In the second half of our interview with Matt Thompson, director of Sun Developer Network, we discuss JavaFX phones, Sun's view of Google and Adobe, Swing's appearance and just how much of a bubble the industry is in.
When will there be a JavaFX enabled mobile phone in Australia?
A number of us have prototypes of phones that run a portion of the JavaFX stack. Unless our plans change we will be able to show you something when we are back here in March.
Some of this has to do with our strategy and some of this has to do with the fact that we have been working with phone manufacturers and carriers for a number of years. Without commenting on other companies strategies, we know that the successful strategy in the mobile space relies on incredibly strong partnerships with the carriers and manufacturers.
Having said that, you can assume that we followed a strategy ... and that those are the conversation that we are deeply involved with right now.
The one thing I can tell you is for Mobile FX is based on one platform for all comers, that this makes both the carrier's lives and the manufacturer's lives much easier.
So the conversations that we are having are not of the "here is a new technology, can you please use it?" It's more along the lines of from the carrier's side, from the manufacturer's side "how fast can we have it?"
How big of an issue is the dilution of the Java brand?
Java is actually more prevalent now than ever before. We've done a couple of brand studies that show that people recognise the Java logo and the Java brand as singularly synonymous with technology and advanced capabilities.
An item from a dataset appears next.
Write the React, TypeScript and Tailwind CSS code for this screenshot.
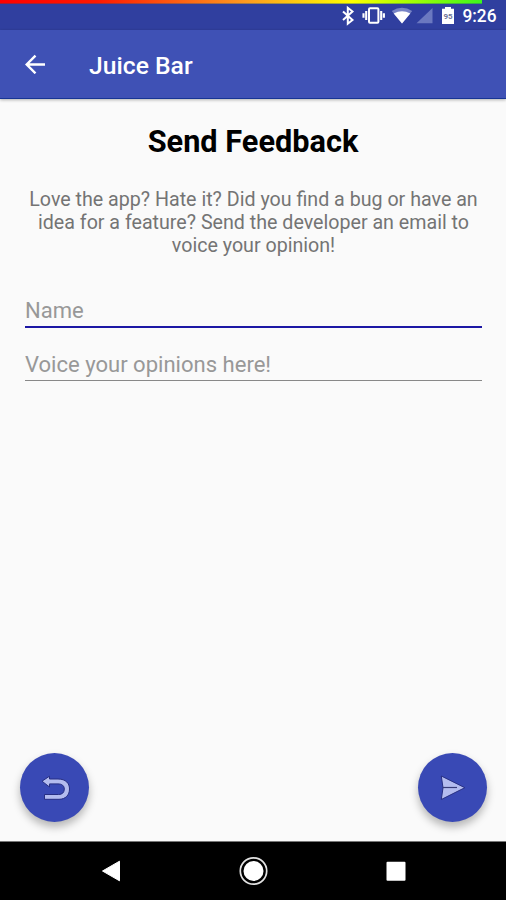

Whether that be because the Java logo is booting up on your phone — I have a Blackberry, when I go to "about my Blackberry" it first shows information about RIM, on the next keystroke you hit brings up the Java logo because all the applications are written in Java.
The open sourcing of the Java platform, and there are a lot people that said that it would be detrimental to the Java brand etc.
By open sourcing the technology we've allowed the technology into a lot more people's hands; you can do a lot more interesting things and the brand is still very secure.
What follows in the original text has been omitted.